Wednesday, January 31, 2007

HE'S HERE!!!

well, i'm so sorry it has taken this long to post but, we have been up at the hospital since 8am monday morning and i am just now realizing that they have public computers up here!!!

to spare you all of the details right now so i can get back up to our room, i'll just give you a breakdown. i'll have some pictures posted for you on myspace as soon as we get back home and get settled in...you'll want to prepare yourself though, he is the most beautiful baby that you will have ever laid eyes on (he looks just like his mama!). i'll post more when we get home.

Carson Matthew Caler
8lbs. 9.4oz.
21in. long
11:13pm
1-29-07

Thursday, January 25, 2007

INDUCING LABOR!!!

well, we went to the dr. today and he scheduled for us to induce labor monday morning at 8am. WE CAN'T WAIT!!! so, if nothing changes, this will officially be our last weekend without little Carson Matthew.

Monday, January 15, 2007

fire

i don't know what it is about a fireplace. i'm over at my wonderful mother-in-laws house right now and seeing that it was 27 degrees at about 2:30pm today i figured i would start a fire when i got over here for dinner. there is nothing more soothing to me than starting a fire and keeping it kindled. it's just very calming to my spirit. everyone has certain things in their lives that are therapeutic to them. a couple of mine are writing, playing golf, and starting and tending a fire in a fireplace. find out what those things are in your life, and try to do them as often as possible. sometimes we all just need some time to unwind.

Thursday, January 04, 2007

Out of Ministry

you know, i may regret writing this later, but i must write the way i feel. if anything, it is just therapeutic to my soul. since the age of about 15 or so i always knew what i "THOUGHT" i wanted to do for a career. i had always dreamed of being in ministry and helping to guide teenagers to Christ just like my youth pastor, Doug Porter, did with me when i gave my life to Christ.

however, after serving on staff full-time under 3 different pastors and seeing a side of the people who are running churches now days i had to respectfully bow out. i have seen more deception and manipulation in my short time in working in ministry than i have seen in my whole corporate life...and i work in the car business mind you.

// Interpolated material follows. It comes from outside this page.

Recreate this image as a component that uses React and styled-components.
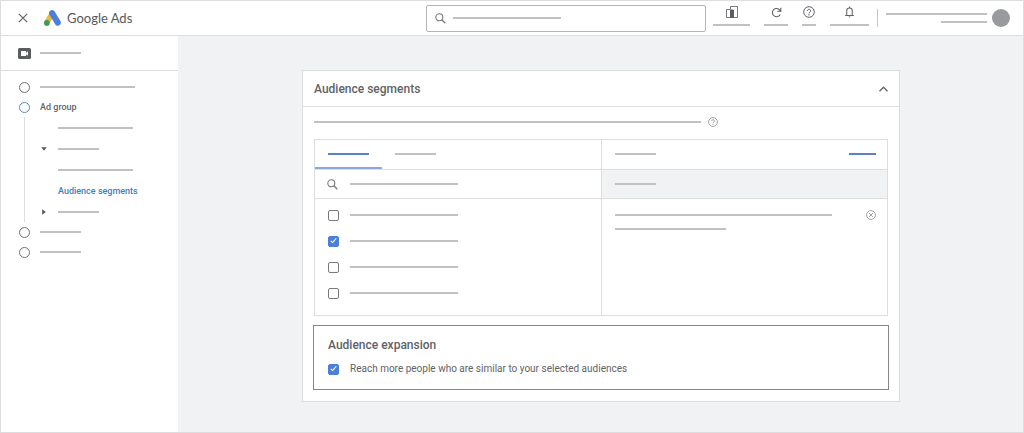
import React, { useState } from "react";
import styled, { createGlobalStyle, css } from "styled-components";

const GlobalStyle = createGlobalStyle`
  *, *::before, *::after {
    box-sizing: border-box;
  }

  body {
    margin: 0;
    background: #f0f2f3;
    color: #5f6368;
    font-family: Roboto, "Liberation Sans", sans-serif;
    font-size: 10px;
    line-height: 16px;
  }

  ul {
    margin: 0;
    padding: 0;
    list-style: none;
  }

  svg {
    display: block;
    flex: none;
  }
`;

/* ---------- shared parts ---------- */

const Bar = styled.span`
  display: block;
  flex: 0 1 auto;
  width: ${(p) => p.$w}px;
  max-width: 100%;
  height: 2px;
  background: ${(p) => (p.$blue ? "#5a82c4" : "#c0c1c1")};
`;

const plainButton = css`
  display: flex;
  align-items: center;
  padding: 0;
  border: 0;
  background: none;
  color: inherit;
  font: inherit;
  cursor: pointer;
`;

const IconButton = styled.button`
  ${plainButton}
`;

const CheckInput = styled.input`
  appearance: none;
  display: grid;
  place-items: center;
  flex: none;
  width: 11px;
  height: 11px;
  margin: 0;
  border: 1px solid #77797c;
  border-radius: 2px;
  background: #fff;
  cursor: pointer;

  &:checked {
    border-color: #4a7fdc;
    background: #4a7fdc;
  }

  &:checked::after {
    content: "";
    width: 3px;
    height: 6px;
    margin-bottom: 2px;
    border: solid #fff;
    border-width: 0 1px 1px 0;
    transform: rotate(42deg);
  }
`;

const BarInput = styled.input`
  flex: 1;
  min-width: 0;
  height: 20px;
  padding: 0;
  border: 0;
  outline: none;
  color: inherit;
  font: inherit;
  background: linear-gradient(#c0c1c1, #c0c1c1) no-repeat 0 center / 108px 2px;

  &:focus {
    background: none;
  }
`;

/* ---------- icons ---------- */

const SearchIcon = () => (
  <svg width="11" height="11" viewBox="0 0 11 11" fill="none" stroke="#77797c">
    <circle cx="4.3" cy="4.3" r="3.5" strokeWidth="1.1" />
    <path d="M6.8 6.8 10.300 10.300" strokeWidth="1.3" />
  </svg>
);

const CloseIcon = () => (
  <svg width="10" height="10" viewBox="0 0 10 10" stroke="#606367" strokeWidth="1.2">
    <path d="M.8.8 9.2 9.2M9.2.8.8 9.2" />
  </svg>
);

const AdsLogo = () => (
  <svg width="17" height="16" viewBox="0 0 50 47" strokeLinecap="round">
    <path d="M24 10 9 36" stroke="#e9b93f" strokeWidth="16" />
    <path d="M24 9.500 40.500 37" stroke="#4a7fdc" strokeWidth="18" />
    <circle cx="8.500" cy="38" r="8.500" fill="#3f9b50" />
  </svg>
);

const VideoIcon = () => (
  <svg width="13" height="11" viewBox="0 0 13 11">
    <rect width="13" height="11" rx="1.500" fill="#5a5c5f" />
    <path d="M3 3h5v1.700L10 3.200v4.600L8 6.300V8H3z" fill="#fff" />
  </svg>
);

const ReportsIcon = () => (
  <svg width="12" height="12" viewBox="0 0 12 12" fill="none" stroke="#77797c">
    <path d="M4.500 3.500v-3h7v11h-11v-8h4" />
    <path d="M4.500 4h3v7.500h-3z" fill="#5a5c5f" stroke="#5a5c5f" />
  </svg>
);

const RefreshIcon = () => (
  <svg width="11" height="11" viewBox="0 0 11 11" fill="none" stroke="#5f6265" strokeWidth="1.1">
    <path d="M9.200 7.400A4.100 4.100 0 1 1 8.800 3.100L9.800 4.300" />
    <path d="M9.800.8v3.500H6.300" />
  </svg>
);

const HelpIcon = ({ size = 12, color = "#606367" }) => (
  <svg width={size} height={size} viewBox="0 0 12 12" fill="none" stroke={color}>
    <circle cx="6" cy="6" r="5.300" strokeWidth="1" />
    <path d="M4.400 4.900a1.600 1.600 0 1 1 2.500 1.300c-.6.4-.9.7-.9 1.300" strokeWidth="1" />
    <path d="M6 8.300v1.100" strokeWidth="1.100" />
  </svg>
);

const BellIcon = () => (
  <svg width="11" height="12" viewBox="0 0 11 13" fill="none" stroke="#606367" strokeWidth="1.1">
    <path d="M2.500 10V5.200a3 3 0 0 1 6 0V10" />
    <path d="M.8 10.300h9.400M5.500 2.200V.5" />
    <path d="M4.300 11.500h2.400L5.500 12.600z" fill="#606367" stroke="none" />
  </svg>
);

const ChevronUpIcon = () => (
  <svg width="9" height="6" viewBox="0 0 9 6" fill="none" stroke="#606367" strokeWidth="1.3">
    <path d="M.5 5.300 4.500 1.200l4 4.100" />
  </svg>
);

const RemoveIcon = () => (
  <svg width="10" height="10" viewBox="0 0 10 10" fill="none" stroke="#a3a5a7">
    <circle cx="5" cy="5" r="4.400" />
    <path d="M3.200 3.200l3.600 3.600M6.800 3.200 3.200 6.800" />
  </svg>
);

const ArrowIcon = ({ open }) => (
  <svg width="6" height="6" viewBox="0 0 6 6" fill="#55575a">
    <path d={open ? "M.3 1.200h5.400L3 4.800z" : "M1.200.3v5.400L4.800 3z"} />
  </svg>
);

/* ---------- layout ---------- */

const Page = styled.div`
  display: flex;
  flex-direction: column;
  min-height: 100vh;
  border: 1px solid #dcdddf;
`;

const Header = styled.header`
  display: flex;
  align-items: center;
  height: 35px;
  padding: 0 13px 0 17px;
  border-bottom: 1px solid #dcdddf;
  background: #fff;
`;

const Brand = styled.a`
  display: flex;
  align-items: center;
  gap: 6px;
  margin-left: 16px;
  color: #55595e;
  font-family: Lato, Roboto, sans-serif;
  font-size: 13px;
  white-space: nowrap;
  text-decoration: none;
`;

const HeaderRight = styled.div`
  display: flex;
  align-items: center;
  flex: none;
  margin-left: auto;
`;

const SearchBox = styled.label`
  display: flex;
  align-items: center;
  gap: 7px;
  width: 280px;
  height: 27px;
  padding: 0 8px;
  border: 1px solid #b4b5b6;
  border-radius: 2px;
`;

const Tools = styled.nav`
  display: flex;
  gap: 14px;
  margin: 0 8px 4px 7px;
`;

const Tool = styled.button`
  ${plainButton}
  display: grid;
  grid-template-rows: 12px 2px;
  place-items: center;
  gap: 6px;
`;

const Account = styled.button`
  ${plainButton}
  gap: 5px;
  height: 18px;
  padding-left: 8px;
  border-left: 1px solid #c4c6c8;
`;

const AccountText = styled.span`
  display: flex;
  flex-direction: column;
  align-items: flex-end;
  gap: 6px;
`;

const Avatar = styled.span`
  width: 18px;
  height: 18px;
  border-radius: 50%;
  background: #999a9e;
`;

const Body = styled.div`
  display: flex;
  flex: 1;
`;

const Sidebar = styled.aside`
  flex: none;
  width: 177px;
  background: #fff;
`;

const Campaign = styled.div`
  display: flex;
  align-items: center;
  gap: 9px;
  height: 35px;
  padding-left: 17px;
  border-bottom: 1px solid #dcdddf;
`;

const Steps = styled.ul`
  padding: 6px 0 0 18px;
`;

const StepLink = styled.a`
  display: flex;
  align-items: center;
  gap: 10px;
  height: 20px;
  color: #5f6368;
  font-size: 9px;
  font-weight: 500;
  text-decoration: none;
`;

const Ring = styled.span`
  width: 11px;
  height: 11px;
  border: 1px solid ${(p) => (p.$active ? "#5d86b8" : "#707376")};
  border-radius: 50%;
`;

const SubSteps = styled.ul`
  margin-left: 5px;
  border-left: 1px solid #dcdddf;
`;

const SubLink = styled.a`
  display: grid;
  grid-template-columns: 6px 1fr;
  align-items: center;
  gap: 11px;
  height: 21px;
  padding-left: 16px;
  color: #3f7fbd;
  font-size: 9px;
  font-weight: 500;
  text-decoration: none;
`;

const Main = styled.main`
  flex: 1;
  min-width: 0;
  padding: 34px 123px 30px 124px;
`;

const Card = styled.section`
  padding-bottom: 11px;
  border: 1px solid #dcdddf;
  background: #fff;
`;

const CardHeader = styled.div`
  display: flex;
  align-items: center;
  justify-content: space-between;
  height: 36px;
  padding: 0 11px;
  border-bottom: 1px solid #dcdddf;
`;

const Title = styled.h2`
  margin: 0;
  font-size: 12px;
  font-weight: 500;
  line-height: 16px;
`;

const Description = styled.div`
  display: flex;
  align-items: center;
  gap: 7px;
  height: 32px;
  padding: 0 11px 2px;
`;

const Picker = styled.div`
  display: grid;
  grid-template-columns: 1fr 1fr;
  margin: 0 11px;
  border: 1px solid #dcdddf;
`;

const Column = styled.div`
  & + & {
    border-left: 1px solid #dcdddf;
  }
`;

const Tabs = styled.div`
  display: flex;
  height: 30px;
  border-bottom: 1px solid #dcdddf;
`;

const Tab = styled.button`
  ${plainButton}
  padding: 0 13px;
  border-bottom: 2px solid ${(p) => (p.$active ? "#8ea9d8" : "transparent")};
`;

const FilterRow = styled.label`
  display: flex;
  align-items: center;
  gap: 12px;
  height: 29px;
  padding: 0 12px;
  border-bottom: 1px solid #dcdddf;
`;

const Options = styled.ul`
  padding: 3px 0 9px 13px;
`;

const Option = styled.label`
  display: flex;
  align-items: center;
  gap: 11px;
  height: 26px;
`;

const SelectedRow = styled.div`
  display: flex;
  align-items: center;
  justify-content: space-between;
  height: ${(p) => (p.$group ? 29 : 30)}px;
  padding: ${(p) => (p.$group ? "0 11px 0 13px" : "0 11px 2px 13px")};
  border-bottom: 1px solid #dcdddf;
  background: ${(p) => (p.$group ? "#f1f2f4" : "none")};
`;

const SelectedItem = styled.div`
  display: flex;
  align-items: flex-start;
  justify-content: space-between;
  gap: 12px;
  padding: 11px 11px 0 13px;
`;

const SelectedText = styled.div`
  display: grid;
  gap: 12px;
  padding-top: 4px;
`;

const Expansion = styled.section`
  margin: 9px 10px 0;
  padding: 11px 14px 12px;
  border: 1px solid #858789;
`;

const ExpansionOption = styled(Option)`
  height: 16px;
  margin-top: 8px;
`;

/* ---------- data ---------- */

const tools = [
  { label: "Reports", width: 37, Icon: ReportsIcon },
  { label: "Refresh", width: 24, Icon: RefreshIcon },
  { label: "Help", width: 14, Icon: HelpIcon },
  { label: "Notifications", width: 39, Icon: BellIcon },
];

const subSteps = [
  { width: 75 },
  { width: 41, arrow: true, open: true },
  { width: 75 },
  { text: "Audience segments" },
  { width: 41, arrow: true },
];

const Step = ({ width, text, label }) => (
  <StepLink href="#" aria-label={label}>
    <Ring $active={Boolean(text)} />
    {text || <Bar $w={width} />}
  </StepLink>
);

const App = () => {
  const [checked, setChecked] = useState([false, true, false, false]);
  const [tab, setTab] = useState(0);
  const [expand, setExpand] = useState(true);

  const toggle = (index) =>
    setChecked(checked.map((value, i) => (i === index ? !value : value)));

  return (
    <>
      <GlobalStyle />
      <Page>
        <Header>
          <IconButton type="button" aria-label="Close">
            <CloseIcon />
          </IconButton>
          <Brand href="#">
            <AdsLogo />
            <span>Google Ads</span>
          </Brand>
          <HeaderRight>
            <SearchBox>
              <SearchIcon />
              <BarInput type="text" aria-label="Search" />
            </SearchBox>
            <Tools>
              {tools.map(({ label, width, Icon }) => (
                <Tool key={label} type="button" aria-label={label}>
                  <Icon />
                  <Bar $w={width} />
                </Tool>
              ))}
            </Tools>
            <Account type="button" aria-label="Account">
              <AccountText>
                <Bar $w={101} />
                <Bar $w={46} />
              </AccountText>
              <Avatar />
            </Account>
          </HeaderRight>
        </Header>

        <Body>
          <Sidebar>
            <Campaign>
              <VideoIcon />
              <Bar $w={41} />
            </Campaign>
            <Steps>
              <li>
                <Step width={95} label="Campaign" />
              </li>
              <li>
                <Step text="Ad group" />
                <SubSteps>
                  {subSteps.map(({ width, text, arrow, open }, i) => (
                    <li key={i}>
                      <SubLink href="#" aria-label={text || `Section ${i + 1}`}>
                        <span>{arrow && <ArrowIcon open={open} />}</span>
                        {text || <Bar $w={width} />}
                      </SubLink>
                    </li>
                  ))}
                </SubSteps>
              </li>
              <li>
                <Step width={41} label="Ad" />
              </li>
              <li>
                <Step width={41} label="Review" />
              </li>
            </Steps>
          </Sidebar>

          <Main>
            <Card>
              <CardHeader>
                <Title>Audience segments</Title>
                <IconButton type="button" aria-label="Collapse">
                  <ChevronUpIcon />
                </IconButton>
              </CardHeader>
              <Description>
                <Bar $w={387} />
                <IconButton type="button" aria-label="About audience segments">
                  <HelpIcon size={10} color="#8b8e91" />
                </IconButton>
              </Description>

              <Picker>
                <Column>
                  <Tabs role="tablist">
                    {["Search", "Browse"].map((name, i) => (
                      <Tab
                        key={name}
                        type="button"
                        role="tab"
                        aria-label={name}
                        aria-selected={tab === i}
                        $active={tab === i}
                        onClick={() => setTab(i)}
                      >
                        <Bar $w={41} $blue={tab === i} />
                      </Tab>
                    ))}
                  </Tabs>
                  <FilterRow>
                    <SearchIcon />
                    <BarInput type="text" aria-label="Search segments" />
                  </FilterRow>
                  <Options>
                    {checked.map((value, i) => (
                      <li key={i}>
                        <Option>
                          <CheckInput
                            type="checkbox"
                            aria-label={`Segment ${i + 1}`}
                            checked={value}
                            onChange={() => toggle(i)}
                          />
                          <Bar $w={108} />
                        </Option>
                      </li>
                    ))}
                  </Options>
                </Column>
                <Column>
                  <SelectedRow>
                    <Bar $w={41} />
                    <IconButton type="button" aria-label="Clear all">
                      <Bar $w={27} $blue />
                    </IconButton>
                  </SelectedRow>
                  <SelectedRow $group>
                    <Bar $w={41} />
                  </SelectedRow>
                  <SelectedItem>
                    <SelectedText>
                      <Bar $w={217} />
                      <Bar $w={111} />
                    </SelectedText>
                    <IconButton type="button" aria-label="Remove">
                      <RemoveIcon />
                    </IconButton>
                  </SelectedItem>
                </Column>
              </Picker>

              <Expansion>
                <Title>Audience expansion</Title>
                <ExpansionOption>
                  <CheckInput
                    type="checkbox"
                    checked={expand}
                    onChange={(e) => setExpand(e.target.checked)}
                  />
                  Reach more people who are similar to your selected audiences
                </ExpansionOption>
              </Expansion>
            </Card>
          </Main>
        </Body>
      </Page>
    </>
  );
};

export default App;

ministry became more about programs, money, and numbers than it was about people and relationships. i understand that there is a business side to running the administrative side of a church, but when it is more about the administration than it is about the people there is something seriously out of balance. i've been told that it was more important to get a powerpoint presentation finished on time than it was to go to a school function for kids in my youth group. i would love for a pastor to tell that to the teenagers who were at the function. i had a pastor tell me that i shouldn't have stopped at a car accident that happened directly in front of our bus to help get children out of a smoking car that looked like it was about to catch on fire, all because it was a "youth group trip".

i'm sorry, but there is a time when my morals and my integrity rare up inside of me and become much stronger in my life than any job or superficial title such as "Pastor". i also have more pride than some people in ministry i guess; i personally can't lay down when someone unrightfully threatens me with my job over a list of rookie mistakes while all the time they are free to make as many as they choose with no accountability. a good friend of mine once told me a very profound statement that defines most churches and ministries now days; "Absolute power corrupts absolutely.". in my experience, this statement rings true.

i really do hate that things turned out the way they did, because i loved all of those kids and their families more than they or anyone else will ever comprehend. however, i cannot morally participate in something that i so strongly disagree with. and may i remind you that i work in the car business for a living. i really do wish that this entry could be something productive. however, i feel that it will only turn out to be a therapeutic rant that allows me to get just a little bit closer to closure on what can only be described as one of the most painful memories in my life...the betrayal of something that was supposed to protect.